Check each line of the listing below for the string "index", and copy the ones that have it.

--- START ---

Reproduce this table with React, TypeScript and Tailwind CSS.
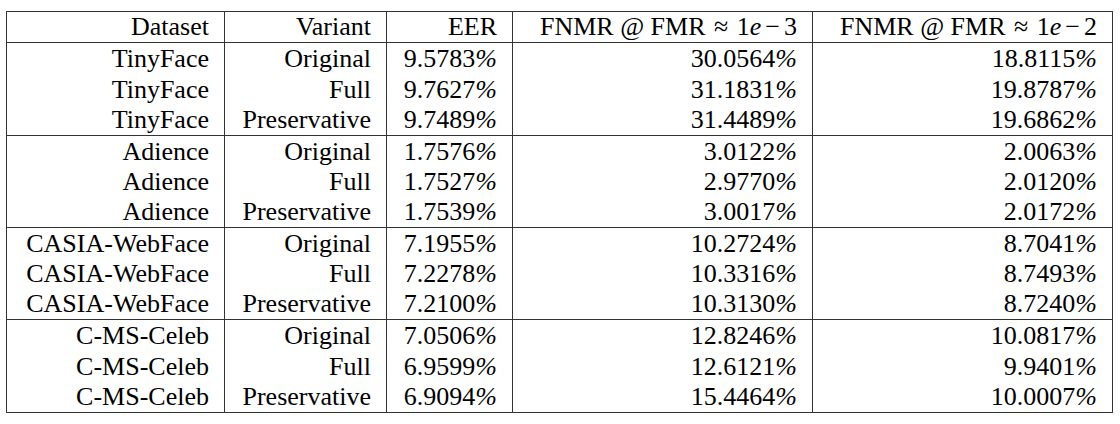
const groups = [
  {
    dataset: 'TinyFace',
    rows: [
      ['Original', '9.5783', '30.0564', '18.8115'],
      ['Full', '9.7627', '31.1831', '19.8787'],
      ['Preservative', '9.7489', '31.4489', '19.6862'],
    ],
    heights: ['h-[31px]', 'h-[31px]', 'h-[30px]'],
  },
  {
    dataset: 'Adience',
    rows: [
      ['Original', '1.7576', '3.0122', '2.0063'],
      ['Full', '1.7527', '2.9770', '2.0120'],
      ['Preservative', '1.7539', '3.0017', '2.0172'],
    ],
    heights: ['h-[31px]', 'h-[30px]', 'h-[30px]'],
  },
  {
    dataset: 'CASIA-WebFace',
    rows: [
      ['Original', '7.1955', '10.2724', '8.7041'],
      ['Full', '7.2278', '10.3316', '8.7493'],
      ['Preservative', '7.2100', '10.3130', '8.7240'],
    ],
    heights: ['h-[31px]', 'h-[30px]', 'h-[30px]'],
  },
  {
    dataset: 'C-MS-Celeb',
    rows: [
      ['Original', '7.0506', '12.8246', '10.0817'],
      ['Full', '6.9599', '12.6121', '9.9401'],
      ['Preservative', '6.9094', '15.4464', '10.0007'],
    ],
    heights: ['h-[31px]', 'h-[31px]', 'h-[30px]'],
  },
]

const cell = 'flex items-center justify-end pr-[15px] whitespace-nowrap'
const line = 'border-r border-[#333]'

function Pct({ value }: { value: string }) {
  return (
    <span>
      {value}
      <i>%</i>
    </span>
  )
}

function FnmrHead({ exp }: { exp: string }) {
  return (
    <span>
      FNMR @ FMR <span className="mx-[2px]">≈</span> 1<i>e</i>
      <span className="mx-[4px]">−</span>
      {exp}
    </span>
  )
}

export default function App() {
  return (
    <div className="w-[1120px] h-[424px] bg-white pt-[11px] pl-[6px] font-['Liberation_Serif'] text-[26px] leading-[30px] text-black">
      <div className="w-[1107px] border border-[#333]">
        <div className="grid grid-cols-[218px_162px_126px_300px_299px] h-[31px] border-b border-[#333]">
          <div className={`${cell} ${line}`}>Dataset</div>
          <div className={`${cell} ${line}`}>Variant</div>
          <div className={`${cell} ${line}`}>EER</div>
          <div className={`${cell} ${line}`}>
            <FnmrHead exp="3" />
          </div>
          <div className={cell}>
            <FnmrHead exp="2" />
          </div>
        </div>

        {groups.map((group, gi) => (
          <div
            key={group.dataset}
            className={gi < groups.length - 1 ? 'border-b border-[#333]' : ''}
          >
            {group.rows.map((row, ri) => (
              <div
                key={row[0]}
                className={`grid grid-cols-[218px_162px_126px_300px_299px] ${group.heights[ri]}`}
              >
                <div className={`${cell} ${line}`}>{group.dataset}</div>
                <div className={`${cell} ${line}`}>{row[0]}</div>
                <div className={`${cell} ${line}`}>
                  <Pct value={row[1]} />
                </div>
                <div className={`${cell} ${line}`}>
                  <Pct value={row[2]} />
                </div>
                <div className={cell}>
                  <Pct value={row[3]} />
                </div>
              </div>
            ))}
          </div>
        ))}
      </div>
    </div>
  )
}
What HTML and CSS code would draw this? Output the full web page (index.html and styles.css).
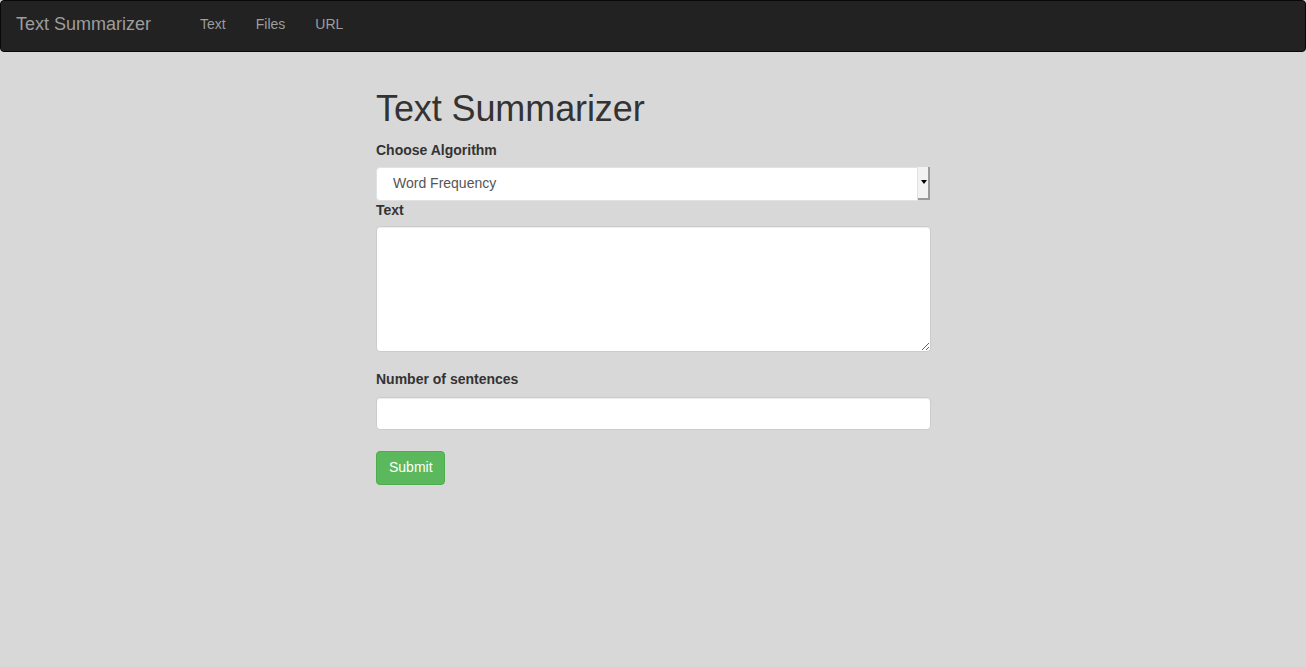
FILE: index.html
```html
<!DOCTYPE html>
<html>
<head>
<meta charset="utf-8">
<title>Text Summarizer</title>
<link rel="stylesheet" href="styles.css">
</head>
<body>
<nav class="navbar">
  <a class="brand" href="#">Text Summarizer</a>
  <ul class="nav">
    <li><a href="#">Text</a></li>
    <li><a href="#">Files</a></li>
    <li><a href="#">URL</a></li>
  </ul>
</nav>
<main class="container">
  <h1 class="title">Text Summarizer</h1>
  <form class="form">
    <div class="group">
      <label class="label label-first">Choose Algorithm</label>
      <div class="select-wrap">
        <select class="control select">
          <option>Word Frequency</option>
        </select>
        <span class="select-btn"><span class="caret"></span></span>
      </div>
    </div>
    <div class="group">
      <label class="label">Text</label>
      <textarea class="control textarea"></textarea>
    </div>
    <div class="group group-num">
      <label class="label label-num">Number of sentences</label>
      <input class="control control-num" type="text">
    </div>
    <button class="btn" type="button">Submit</button>
  </form>
</main>
</body>
</html>
```

FILE: styles.css
```css
* { box-sizing: border-box; }
html, body { margin: 0; padding: 0; }
body {
  background: #d8d8d8;
  font-family: "Liberation Sans", Arial, sans-serif;
  font-size: 14px;
  line-height: 1.42857;
  color: #333;
  min-height: 667px;
}
.navbar {
  display: flex;
  align-items: flex-start;
  height: 52px;
  background: #222;
  border: 1px solid #080808;
  border-radius: 4px;
  padding: 0 15px;
  margin-bottom: 20px;
}
.brand {
  font-size: 18px;
  line-height: 20px;
  color: #9d9d9d;
  text-decoration: none;
  padding: 13px 0 17px;
}
.nav {
  display: flex;
  list-style: none;
  margin: 0 0 0 34px;
  padding: 0;
}
.nav a {
  display: block;
  padding: 13px 15px 17px;
  line-height: 20px;
  color: #9d9d9d;
  text-decoration: none;
}
.container {
  width: 555px;
  margin: 0 auto;
  padding-top: 17px;
  position: relative;
  left: 0.5px;
}
.title {
  font-size: 36px;
  font-weight: 500;
  line-height: 1.1;
  margin: 0 0 12px;
  color: #333;
  letter-spacing: -0.1px;
}
.form { margin: 0; }
.group { margin: 0; }
.label {
  display: inline-block;
  font-weight: bold;
  margin-bottom: 5px;
  max-width: 100%;
}
.label-first { margin-bottom: 6px; }
.label-num { margin-bottom: 7px; }
.control {
  display: block;
  width: 100%;
  height: 34px;
  padding: 6px 12px;
  font-family: inherit;
  font-size: 14px;
  line-height: 1.42857;
  color: #555;
  background: #fff;
  border: 1px solid #ccc;
  border-radius: 4px;
  box-shadow: inset 0 1px 1px rgba(0,0,0,0.075);
  margin: 0;
}
.select-wrap { position: relative; }
.select {
  appearance: none;
  -webkit-appearance: none;
  padding-left: 16px;
  border: 1px solid #e2e2e2;
  border-radius: 4px 0 0 4px;
  width: 542px;
  height: 34px;
  box-shadow: none;
}
.select-btn {
  position: absolute;
  left: 542px;
  top: 0;
  width: 12px;
  height: 33px;
  background: #f2f2f2;
  border-right: 2px solid #9a9a9a;
  border-bottom: 2px solid #9a9a9a;
  display: flex;
  align-items: center;
  justify-content: center;
}
.caret {
  width: 0;
  height: 0;
  border-left: 3px solid transparent;
  border-right: 3px solid transparent;
  border-top: 4px solid #000;
  margin-left: 1px;
}
.textarea {
  height: 126px;
  resize: vertical;
}
.group-num { margin-top: 18px; margin-bottom: 21px; }
.control-num { height: 33px; }
.btn {
  display: inline-block;
  padding: 6px 12px;
  font-family: inherit;
  font-size: 14px;
  line-height: 1.42857;
  color: #fff;
  background: #5cb85c;
  border: 1px solid #4cae4c;
  border-radius: 4px;
  cursor: pointer;
  height: 34px;
  width: 69px;
}
```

--- END ---

**In response**
What HTML and CSS code would draw this? Output the full web page (index.html and styles.css).
FILE: index.html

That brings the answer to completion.